Nous avons apprécié l’absence des erreurs historiques habituelles dans tout ce qui concerne Compostelle, en dehors de la mention de « plus grand pèlerinage de la chrétienté ». Elle figure malheureusement sur la boîte du film et colporte ainsi un des poncifs traditionnels.
Le final montre bien l’émotion des pèlerins qui se retrouvent puis se quittent à Compostelle, émotions partagées, fruits des amitiés du chemin d’autant plus profondes qu’elles sont éphémères.

En résumé, il nous a semblé que l’auteur avait traité deux sujets : le reportage sur la vie du chemin et le documentaire répondant aux questions posées au début du film. A moins que ces deux sujets ne soient inséparables et que la vie sur le chemin, avec sa monotonie et sa banalité ne soit en fin de compte la réponse unique à la question posée ? Cette réponse serait alors «on marche sur le chemin pour rompre avec le quotidien ».
Il resterait ensuite à répondre à la question « pourquoi vers Compostelle » en dehors d’un effet de mode et d’un engouement médiatique ? C’est la « magie » de Compostelle. A quoi tient-elle ? Si le film met en marche de nouveaux pèlerins son auteur aura su la transmettre sans la définir mieux que ceux qui s’y sont essayés avant lui.

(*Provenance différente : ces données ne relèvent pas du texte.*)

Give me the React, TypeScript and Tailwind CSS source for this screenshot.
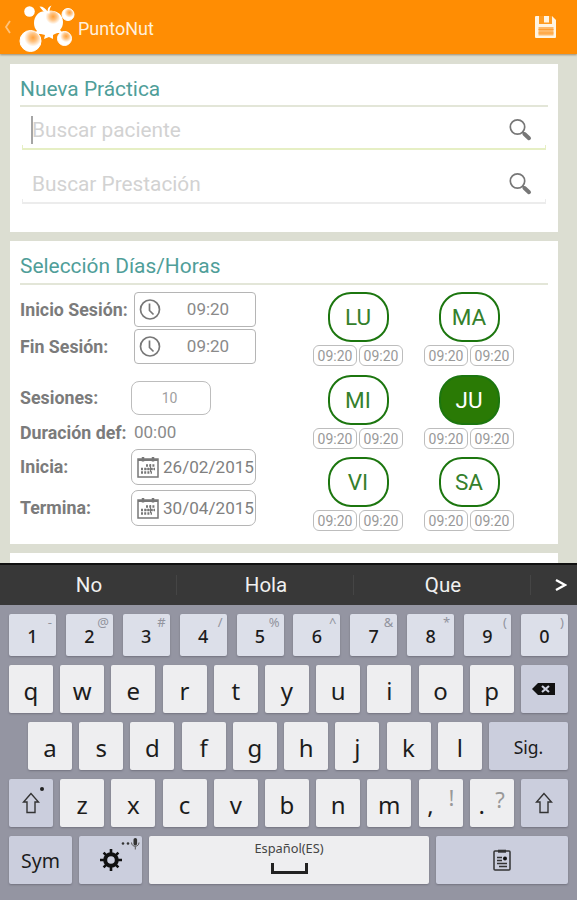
import { ReactNode } from "react";
import clsx from "clsx";

const SUGGESTIONS = ["No", "Hola", "Que"];

const NUMBER_KEYS = [
  { key: "1", alt: "-" },
  { key: "2", alt: "@" },
  { key: "3", alt: "#" },
  { key: "4", alt: "/" },
  { key: "5", alt: "%" },
  { key: "6", alt: "^" },
  { key: "7", alt: "&" },
  { key: "8", alt: "*" },
  { key: "9", alt: "(" },
  { key: "0", alt: ")" },
];

const DAYS = [
  { name: "LU", selected: false },
  { name: "MA", selected: false },
  { name: "MI", selected: false },
  { name: "JU", selected: true },
  { name: "VI", selected: false },
  { name: "SA", selected: false },
];

function Logo() {
  return (
    <svg width="58" height="50" viewBox="0 0 58 50" className="shrink-0">
      <defs>
        <radialGradient id="ball" cx="0.62" cy="0.34" r="0.42">
          <stop offset="0" stopColor="#ffa23c" />
          <stop offset="0.45" stopColor="#ffc280" />
          <stop offset="1" stopColor="#fff" />
        </radialGradient>
      </defs>
      <circle cx="10.500" cy="8.500" r="5.300" fill="#fff" />
      <path
        d="M29 9c-6-3-14 2-14 11 0 3 1 6 3 8-1 1-2 1-3 2 2 1 4 1 7 1l4 1-1 4 5-2 4 2 0-4c2-1 3-2 5-2l5 0-3-3c2-2 3-5 3-8 0-9-9-13-15-10z"
        fill="#fff"
      />
      <circle cx="32" cy="16.500" r="9" fill="url(#ball)" />
      <path d="M20.500 3.500c4 0 6 2 8 5 0-3 1-5 4-6-2 3-2 5-2 8-5 0-7-3-10-7z" fill="#fff" />
      <circle cx="49" cy="11.500" r="6" fill="url(#ball)" stroke="#fff" />
      <circle cx="45.500" cy="35.500" r="7" fill="url(#ball)" stroke="#fff" />
      <circle cx="11.500" cy="38" r="10.500" fill="url(#ball)" stroke="#fff" />
    </svg>
  );
}

function SaveIcon() {
  return (
    <svg width="24" height="24" viewBox="0 0 24 24">
      <path d="M2 1h16l4 4v17a1 1 0 0 1-1 1H2a1 1 0 0 1-1-1V2a1 1 0 0 1 1-1z" fill="#fff4e2" />
      <path d="M5 1h13v8H5z" fill="#ff9c22" />
      <path d="M10 1h5v6.500h-5z" fill="#fff4e2" />
      <path d="M4.500 12h15v8.500h-15z" fill="#ffb866" />
      <path d="M4.500 14.500h15M4.500 18h15" stroke="#ff9e33" />
    </svg>
  );
}

function SearchIcon() {
  return (
    <svg width="24" height="24" viewBox="0 0 24 24" fill="none" stroke="#777">
      <circle cx="9.500" cy="9" r="7.200" strokeWidth="1.700" />
      <path d="M14.500 14l2 2" strokeWidth="2" />
      <path d="M16.500 16l4.500 4.200" strokeWidth="4" strokeLinecap="round" />
    </svg>
  );
}

function ClockIcon() {
  return (
    <svg width="22" height="22" viewBox="0 0 22 22" fill="none" stroke="#777" strokeWidth="1.700" className="shrink-0">
      <circle cx="11" cy="10.500" r="9.500" />
      <path d="M10.500 4.500v7l4 4" />
    </svg>
  );
}

function CalendarIcon() {
  return (
    <svg width="22" height="22" viewBox="0 0 22 22" fill="none" stroke="#777" className="shrink-0">
      <path d="M1 3h20v18H1z" strokeWidth="1.500" />
      <path d="M1 4h20" strokeWidth="2" />
      <path d="M6 1v4.500M16 1v4.500" strokeWidth="2.500" />
      <path d="M9 9.500h9M4 13h14M4 16.500h11" strokeWidth="2.400" strokeDasharray="2 1.200" />
      <path d="M13.500 8v8M9 13h9" strokeWidth="1" />
    </svg>
  );
}

function ShiftIcon() {
  return (
    <svg width="18" height="22" viewBox="0 0 18 22" fill="none" stroke="#333" strokeWidth="1.400">
      <path d="M9 1.500L1.500 10H5v10.500h8V10h3.500z" />
    </svg>
  );
}

function BackspaceIcon() {
  return (
    <svg width="24" height="12" viewBox="0 0 24 12">
      <path d="M0 6l6-6h17v12H6z" fill="#111" />
      <path d="M10 3l7 6M17 3l-7 6" stroke="#cdd0de" strokeWidth="2.200" />
    </svg>
  );
}

function GearIcon() {
  return (
    <svg width="22" height="22" viewBox="0 0 22 22" fill="none" stroke="#111">
      <circle cx="11" cy="11" r="5.800" strokeWidth="4" />
      <path
        d="M11 0v4M11 18v4M0 11h4M18 11h4M3.600 3.600l3 3M15.400 15.400l3 3M18.400 3.600l-3 3M6.600 15.400l-3 3"
        strokeWidth="2.600"
      />
    </svg>
  );
}

function MicIcon() {
  return (
    <svg width="19" height="12" viewBox="0 0 19 12" fill="#333">
      <circle cx="2" cy="5.500" r="1.300" />
      <circle cx="7" cy="5.500" r="1.300" />
      <rect x="12.500" y="0" width="3.600" height="7.500" rx="1.800" />
      <path d="M10.500 4.500c0 5 7.500 5 7.500 0M14.300 8.500V11.500" fill="none" stroke="#555" />
    </svg>
  );
}

function ClipboardIcon() {
  return (
    <svg width="18" height="22" viewBox="0 0 18 22" fill="none" stroke="#333">
      <rect x="1" y="2" width="16" height="19" rx="1" strokeWidth="1.500" />
      <path d="M5 2.200h8" strokeWidth="3" />
      <path d="M4 8.500h5M4 11.500h5M4 14.500h10M6 17.500h8" strokeWidth="1.300" />
      <circle cx="12" cy="9.500" r="2" fill="#111" stroke="none" />
    </svg>
  );
}

function SearchField({ placeholder, active }: { placeholder: string; active?: boolean }) {
  return (
    <div className="mx-[2px]">
      <div className="flex h-[30px] items-center justify-between pl-[9px] pr-[14px]">
        <div className="flex items-center">
          <span className={clsx("h-7 w-[2px]", active && "bg-[#a5a5a5]")} />
          <span className="-ml-[1px] text-[20.8px] leading-[26px] text-[#d2d2d2]">{placeholder}</span>
        </div>
        <SearchIcon />
      </div>
      <div
        className={clsx(
          "h-[5px] border-x border-b-2",
          active ? "border-[#e6efc4]" : "border-[#ececec]"
        )}
      />
    </div>
  );
}

function SectionTitle({ className, children }: { className: string; children: ReactNode }) {
  return (
    <h2 className={clsx("border-b-2 border-[#e3e6d8] pt-[11px] text-[20.9px] leading-[28px] text-[#4f9e99]", className)}>
      {children}
    </h2>
  );
}

function Row({ label, className, children }: { label: string; className: string; children: ReactNode }) {
  return (
    <div className={clsx("flex items-center", className)}>
      <span className="w-[111px] shrink-0 whitespace-nowrap text-[17.8px] font-bold leading-6 text-[#7b7b7b]">
        {label}
      </span>
      {children}
    </div>
  );
}

function TimeBox({ value }: { value: string }) {
  return (
    <div className="ml-[3px] flex h-[35px] w-[122px] items-center rounded-[4px] border border-[#b5b5b5] pl-1">
      <ClockIcon />
      <span className="flex-1 pt-px text-center text-[17px] text-[#8a8a8a]">{value}</span>
    </div>
  );
}

function DateBox({ value }: { value: string }) {
  return (
    <div className="flex h-9 w-[125px] items-center gap-[4px] rounded-[7px] border border-[#b5b5b5] pl-[5px]">
      <CalendarIcon />
      <span className="pt-px text-[17.1px] text-[#808080]">{value}</span>
    </div>
  );
}

function SmallTime() {
  return (
    <span className="flex h-[21px] w-[44px] items-center justify-center rounded-[6px] border border-[#bdbdbd] pt-px text-[14px] leading-none text-[#999]">
      09:20
    </span>
  );
}

function Day({ name, selected }: { name: string; selected: boolean }) {
  return (
    <div className="flex h-[82.500px] flex-col items-center">
      <div
        className={clsx(
          "flex h-[50px] w-[61px] items-center justify-center rounded-[23px] border-2 border-[#1c760f] pt-[2px] text-[22.5px]",
          selected ? "bg-[#2a7a05] text-white" : "text-[#35802c]"
        )}
      >
        {name}
      </div>
      <div className="mt-[3px] flex gap-[2px]">
        <SmallTime />
        <SmallTime />
      </div>
    </div>
  );
}

function Key({ className, children, tone = "light" }: { className?: string; children: ReactNode; tone?: "light" | "number" | "dark" }) {
  return (
    <div
      className={clsx(
        "relative flex h-12 shrink-0 items-center justify-center rounded-[2px] text-[24px] text-[#1c1c1c] shadow-[0_1px_2px_#73737f]",
        tone === "light" && "bg-[#eeeef0]",
        tone === "number" && "bg-[#dcdfe9]",
        tone === "dark" && "bg-[#cbcedd]",
        className ?? "w-11"
      )}
    >
      {children}
    </div>
  );
}

function Letters({ keys }: { keys: string }) {
  return (
    <>
      {keys.split("").map((k) => (
        <Key key={k}>
          <span className="mt-[3px]">{k}</span>
        </Key>
      ))}
    </>
  );
}

function Keyboard() {
  return (
    <div className="h-[295px] bg-[#9495a2] px-[9px] pt-[9px] font-['Noto_Sans',sans-serif]">
      <div className="flex justify-between">
        {NUMBER_KEYS.map((n) => (
          <Key key={n.key} tone="number" className="h-[42px]! w-[47px]">
            <span className="mt-[3px] text-[18px] font-medium">{n.key}</span>
            <span className="absolute right-[4px] top-0 text-[13px] leading-[17px] text-[#92949e]">{n.alt}</span>
          </Key>
        ))}
      </div>
      <div className="mt-[9px] flex justify-between">
        <Letters keys="qwertyuiop" />
        <Key tone="dark" className="w-[47px]">
          <BackspaceIcon />
        </Key>
      </div>
      <div className="mt-[9px] flex justify-between pl-[19px]">
        <Letters keys="asdfghjkl" />
        <Key tone="dark" className="w-[79px] text-[17.5px]!">
          <span className="mt-[2px]">Sig.</span>
        </Key>
      </div>
      <div className="mt-[9px] flex justify-between">
        <Key tone="dark">
          <ShiftIcon />
          <span className="absolute right-[9px] top-[8px] h-1 w-1 rounded-full bg-[#222]" />
        </Key>
        <Letters keys="zxcvbnm" />
        <Key>
          <span className="-ml-5 mt-[3px]">,</span>
          <span className="absolute right-[8px] top-[4px] text-[22px] leading-7 text-[#999]">!</span>
        </Key>
        <Key>
          <span className="-ml-5 mt-[3px]">.</span>
          <span className="absolute right-[9px] top-[6px] text-[22px] leading-7 text-[#999]">?</span>
        </Key>
        <Key tone="dark" className="w-[47px]">
          <ShiftIcon />
        </Key>
      </div>
      <div className="mt-[9px] flex justify-between">
        <Key tone="dark" className="w-[63px] text-[19.5px]!">
          <span className="mt-[2px]">Sym</span>
        </Key>
        <Key tone="dark" className="w-[63px]">
          <GearIcon />
          <span className="absolute right-[2px] top-[2px] flex">
            <MicIcon />
          </span>
        </Key>
        <Key className="w-[280px] flex-col">
          <span className="-mt-[8px] text-[12.8px] leading-[18px] text-[#444]">Español(ES)</span>
          <span className="mt-[6px] h-[11px] w-[37px] border-x-[3px] border-b-[3px] border-[#222]" />
        </Key>
        <Key tone="dark" className="w-[132px]">
          <ClipboardIcon />
        </Key>
      </div>
    </div>
  );
}

export default function App() {
  return (
    <div className="flex h-[900px] w-[577px] flex-col overflow-hidden bg-[#dcded2] font-[Roboto,sans-serif]">
      <header className="z-10 flex h-[54px] shrink-0 items-center bg-[#ff8d03] pl-[4px] pr-[19px] shadow-[0_1px_2px_#9c8c72]">
        <svg width="8" height="14" viewBox="0 0 8 14" fill="none" stroke="#ffc27a" strokeWidth="1.800">
          <path d="M6 1L2 7l4 6" />
        </svg>
        <div className="ml-[7px] pt-px">
          <Logo />
        </div>
        <h1 className="ml-[1px] mt-[3px] flex-1 text-[18px] text-[#fff0dc]">PuntoNut</h1>
        <SaveIcon />
      </header>

      <main className="h-[509px] shrink-0 overflow-hidden pl-[10px] pr-[19px] pt-[10px]">
        <section className="h-[168px] bg-white px-[10px]">
          <SectionTitle className="h-[43px]">Nueva Práctica</SectionTitle>
          <div className="pt-[8px]">
            <SearchField placeholder="Buscar paciente" active />
          </div>
          <div className="pt-[19px]">
            <SearchField placeholder="Buscar Prestación" />
          </div>
        </section>

        <section className="mt-[9px] h-[303px] bg-white px-[10px]">
          <SectionTitle className="h-[44px]">Selección Días/Horas</SectionTitle>
          <div className="flex pt-[7px]">
            <div className="w-[293px]">
              <Row label="Inicio Sesión:" className="h-[35px]">
                <TimeBox value="09:20" />
              </Row>
              <Row label="Fin Sesión:" className="mt-[2px] h-[35px]">
                <TimeBox value="09:20" />
              </Row>
              <Row label="Sesiones:" className="mt-[17px] h-[34px]">
                <div className="flex h-[34px] w-[80px] items-center justify-center rounded-[8px] border border-[#bdbdbd] pr-[3px] text-[14px] text-[#a0a0a0]">
                  10
                </div>
              </Row>
              <Row label="Duración def:" className="h-[34px] pt-[2px]">
                <span className="ml-[3px] text-[17px] text-[#8a8a8a]">00:00</span>
              </Row>
              <Row label="Inicia:" className="h-9">
                <DateBox value="26/02/2015" />
              </Row>
              <Row label="Termina:" className="mt-[5px] h-9">
                <DateBox value="30/04/2015" />
              </Row>
            </div>
            <div className="grid grid-cols-[90px_90px] content-start gap-x-[21px]">
              {DAYS.map((d) => (
                <Day key={d.name} name={d.name} selected={d.selected} />
              ))}
            </div>
          </div>
        </section>

        <section className="mt-[9px] h-[20px] bg-white" />
      </main>

      <div className="flex h-[42px] shrink-0 items-center border-t-2 border-[#111] bg-[#383838] text-[20.5px] text-[#f0f0f0]">
        {SUGGESTIONS.map((s) => (
          <div key={s} className="flex h-5 w-[177px] items-center justify-center border-r border-[#454545] pl-[2px] pt-px">
            {s}
          </div>
        ))}
        <svg width="12" height="14" viewBox="0 0 12 14" fill="none" stroke="#fff" strokeWidth="2.400" className="ml-[24px]">
          <path d="M1 2l9 5-9 5" />
        </svg>
      </div>

      <Keyboard />
    </div>
  );
}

La magie tiendrait-elle alors dans le titre « Vagabond de Dieu » ? Ce Dieu qui n’est présent qu’en creux dans le film parce qu’Il se révèle seulement à qui sait voir et écouter. Ce Dieu qui a dit « Tu ne me chercherais pas si tu ne m’avais déjà trouvé », si tu ne t’étais mis en chemin. Ce « Dieu du chemin » que n’enferme aucune Eglise.